Apr 15, 2014
06:35 PMThe Connecticut Story
Gustave Whitehead First to Fly? Maybe. Will His Fairfield House Crash?
(page 2 of 3)
“It’s a very simple open-and-shut case here," he says during a phone interview from his home in Munich, Germany, only a two-hour ride from the Germain Aviation Pioneer Museum Gustav Weisskopf in Leutershausen. "It’s really very hard to challenge, and that’s what convinced me, and that’s what convinced Jane’s."
Brown first points to testimony from 17 eyewitnesses. "We historians use the same rules of evidence that a court uses," he says. "If there was a crime committed somewhere in downtown Hartford, and you have 17 people saying that they’ve seen it, I don’t think you’re going to find any court that’s going to acquit the person.”
One of the next issues was finding physical evidence of the flight. “There were four articles referring to photos of Whitehead in flight being taken in August 1901, and I just assumed that all the searching that had been done had actually been done and the photos were lost forever," says Brown. "But of course, as an investigative historian, it made me curious, so I went to the museum here, which is a big advantage, living in Munich."
It was there at the Gustave Weisskopf Museum that he found a photo of from a January 1906 aviation exhibition. As you can see in the image below, there was a section [highlighted in red] detailing Whitehead's achievements.
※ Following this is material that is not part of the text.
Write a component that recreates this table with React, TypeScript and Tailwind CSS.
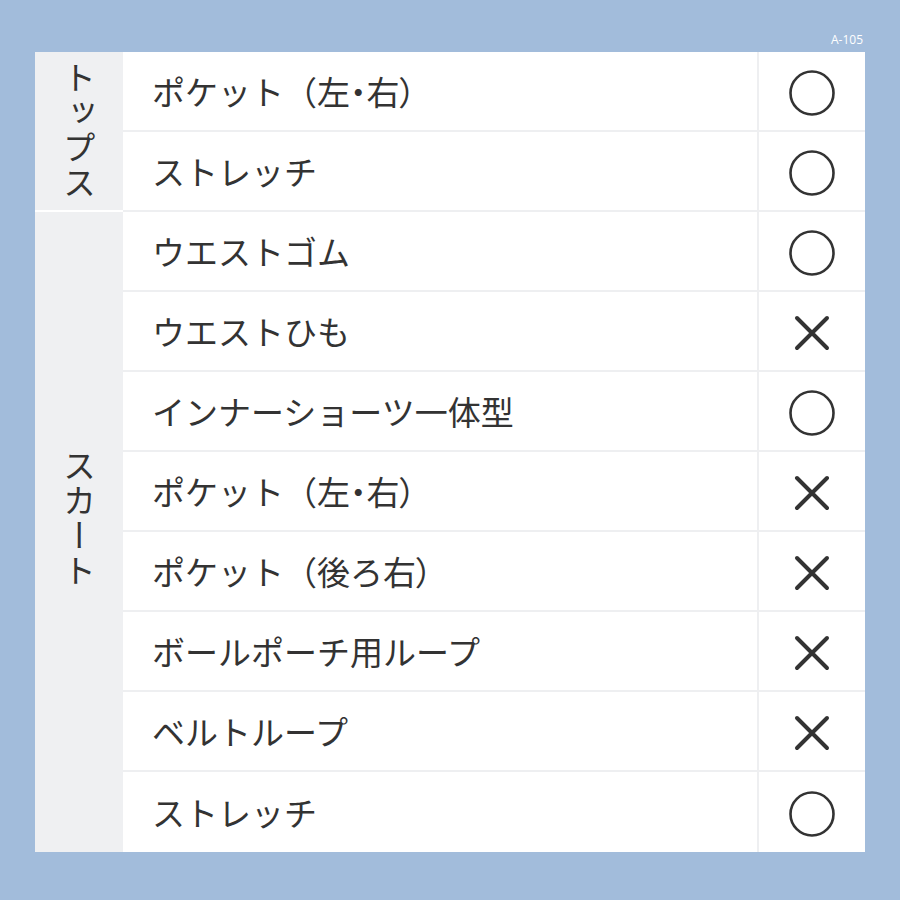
import React from 'react'

type Row = { label: string; ok: boolean }

const tops: Row[] = [
  { label: 'ポケット（左・右）', ok: true },
  { label: 'ストレッチ', ok: true },
]

const skirt: Row[] = [
  { label: 'ウエストゴム', ok: true },
  { label: 'ウエストひも', ok: false },
  { label: 'インナーショーツ一体型', ok: true },
  { label: 'ポケット（左・右）', ok: false },
  { label: 'ポケット（後ろ右）', ok: false },
  { label: 'ボールポーチ用ループ', ok: false },
  { label: 'ベルトループ', ok: false },
  { label: 'ストレッチ', ok: true },
]

const font = { fontFamily: '"Noto Sans CJK JP", "Noto Sans", sans-serif' }

// closing paren and middle dot set proportional, like the original artwork
function Label({ text }: { text: string }) {
  const parts = text.split(/([）・])/)
  return (
    <>
      {parts.map((p, i) =>
        /[）・]/.test(p) ? (
          <span key={i} style={{ fontFeatureSettings: '"palt"' }}>{p}</span>
        ) : (
          <span key={i}>{p}</span>
        )
      )}
    </>
  )
}

function Mark({ ok }: { ok: boolean }) {
  if (ok) {
    return (
      <svg width="48" height="48" viewBox="0 0 48 48">
        <circle cx="24" cy="24" r="21.5" fill="none" stroke="#333" strokeWidth="2.6" />
      </svg>
    )
  }
  return (
    <svg width="36" height="36" viewBox="0 0 36 36">
      <path d="M3 3 L33 33 M33 3 L3 33" stroke="#333" strokeWidth="4" strokeLinecap="round" />
    </svg>
  )
}

function TableRow({ row, last }: { row: Row; last: boolean }) {
  return (
    <div className={`flex h-[80px] ${last ? '' : 'border-b-2 border-[#eeeff1]'}`}>
      <div className="flex-1 flex items-center pl-[29px] pt-[2px] text-[33px] text-[#333]">
        <Label text={row.label} />
      </div>
      <div className="w-[108px] border-l-2 border-[#eeeff1] flex items-center justify-center pt-[3px]">
        <Mark ok={row.ok} />
      </div>
    </div>
  )
}

export default function App() {
  const rows = [...tops, ...skirt]
  return (
    <div className="w-[900px] h-[900px] bg-[#a2bcdb] px-[35px] flex flex-col" style={font}>
      <div className="h-[52px] flex items-start justify-end pt-[34px] pr-[2px]">
        <span className="text-[12px] leading-none text-white" style={{ fontFamily: '"Open Sans", sans-serif' }}>
          A-105
        </span>
      </div>
      <div className="flex bg-white">
        <div className="w-[88px] flex flex-col bg-white">
          <div className="h-[160px] bg-[#eff0f2] border-b-2 border-white flex items-center justify-center">
            <span className="[writing-mode:vertical-rl] text-[33px] text-[#333] leading-none tracking-[2px]">
              トップス
            </span>
          </div>
          <div className="h-[640px] bg-[#eff0f2] flex items-center justify-center pb-[26px]">
            <span className="[writing-mode:vertical-rl] text-[33px] text-[#333] leading-none tracking-[2px]">
              スカート
            </span>
          </div>
        </div>
        <div className="flex-1 flex flex-col">
          {rows.map((r, i) => (
            <TableRow key={i} row={r} last={i === rows.length - 1} />
          ))}
        </div>
      </div>
    </div>
  )
}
Included were the supposed photos of Whitehead's aircraft in flight.
With the help of German police forensic experts, Brown has done a detailed photo analysis. "The first thing that came back was that the photos that Whitehead researchers thought might be the photo of Whitehead flying turned out to be the image of a glider of Whitehead’s," he recalls. "So I did disprove that fact, and everyone at the museum was severely depressed at that point, thinking the whole case had been disproved."
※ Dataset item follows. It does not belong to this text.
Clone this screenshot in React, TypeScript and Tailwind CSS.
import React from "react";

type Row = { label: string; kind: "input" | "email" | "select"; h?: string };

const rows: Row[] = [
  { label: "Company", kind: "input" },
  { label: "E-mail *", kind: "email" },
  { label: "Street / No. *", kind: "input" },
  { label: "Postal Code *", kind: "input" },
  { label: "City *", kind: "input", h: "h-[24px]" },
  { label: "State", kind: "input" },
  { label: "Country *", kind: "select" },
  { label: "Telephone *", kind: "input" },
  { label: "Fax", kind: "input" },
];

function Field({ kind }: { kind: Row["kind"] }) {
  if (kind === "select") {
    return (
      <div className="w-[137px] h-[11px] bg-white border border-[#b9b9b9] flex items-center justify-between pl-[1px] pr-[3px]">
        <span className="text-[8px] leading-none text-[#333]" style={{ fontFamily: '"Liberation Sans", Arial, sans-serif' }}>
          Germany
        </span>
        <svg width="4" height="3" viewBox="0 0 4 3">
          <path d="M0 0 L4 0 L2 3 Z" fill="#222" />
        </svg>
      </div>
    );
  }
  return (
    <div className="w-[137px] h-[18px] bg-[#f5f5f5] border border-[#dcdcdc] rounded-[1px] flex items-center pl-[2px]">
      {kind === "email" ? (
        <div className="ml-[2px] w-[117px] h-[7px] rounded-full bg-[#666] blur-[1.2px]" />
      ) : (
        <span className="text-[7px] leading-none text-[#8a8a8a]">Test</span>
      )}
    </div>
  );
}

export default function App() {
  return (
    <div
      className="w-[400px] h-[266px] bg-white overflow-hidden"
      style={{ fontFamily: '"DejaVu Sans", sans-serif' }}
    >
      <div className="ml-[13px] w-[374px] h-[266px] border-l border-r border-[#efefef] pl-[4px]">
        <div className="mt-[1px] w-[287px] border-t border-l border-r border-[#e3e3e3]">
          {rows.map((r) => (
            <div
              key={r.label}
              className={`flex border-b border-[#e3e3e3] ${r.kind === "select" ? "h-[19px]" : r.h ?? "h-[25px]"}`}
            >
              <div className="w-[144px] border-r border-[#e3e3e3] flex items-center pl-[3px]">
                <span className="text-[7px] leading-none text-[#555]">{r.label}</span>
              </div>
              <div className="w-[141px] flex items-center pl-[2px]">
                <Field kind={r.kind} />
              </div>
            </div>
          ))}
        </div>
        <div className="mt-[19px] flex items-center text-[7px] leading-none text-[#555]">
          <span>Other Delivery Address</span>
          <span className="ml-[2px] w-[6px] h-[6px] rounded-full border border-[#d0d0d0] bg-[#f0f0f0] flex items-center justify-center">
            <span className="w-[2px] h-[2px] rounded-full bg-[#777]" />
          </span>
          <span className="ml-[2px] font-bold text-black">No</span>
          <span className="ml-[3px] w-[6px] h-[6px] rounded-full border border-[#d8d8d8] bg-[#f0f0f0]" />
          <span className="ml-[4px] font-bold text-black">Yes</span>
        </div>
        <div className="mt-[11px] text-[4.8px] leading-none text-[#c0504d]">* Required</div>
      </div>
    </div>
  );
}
Brown asked that additional analysis be done on other parts of the image, which revealed a monoplane off the ground. "That’s all [they] could confirm, so the question is if that is the picture of Whitehead in flight," he says. "A lot of things in the photo, including the shadows, which indicate that it was either taken at sunset or at dawn, would tend to confirm that it was the dawn photo. We’ll never really know for sure because it’s too blurred, but it’s a very strong indication.”
Here's Brown's enhanced version of that image, recreated in part with the help of lithographs from the time.
Brown also offers evidence chronicling Whitehead's devotion to achieving flight and how he spent most of his time trying to get off the ground—as a child, the story goes, the aspiring aeronaut even jumped off of roofs with self-made wings. After arriving in America (via Brazil) in 1893, Whitehead went to Boston where he was experimenting with gliders and kites and models, and then worked at Harvard’s kite-flying meteorological station. He also had a job at the first aviation society in America, and then got another job in New York doing professional kite shows. When he was in Bridgeport, his efforts intensified.
In addition to developing a wing-warping mechanicism, the details of which he published in a December 1902 issue of Aeronautical World—months before the Wright brothers applied for a patent on such a design—Whitehead was building aircraft motors. His engines would eventually power some of the other early aircraft, including dirigables.
Unfortunately, like many engineers and inventors, Whitehead did not have a great head for business, and entered into some bad partnerships that would eventually ruin him financially. His financial woes were also a major reason why he was unable to continue building better aircraft after his first successes—Whitehead allegedly made longer flights at Lordship in Stratford in an aircraft called "No. 22," but without proper funding, he was forced to abandon those efforts to focus on becoming an aircraft engine builder.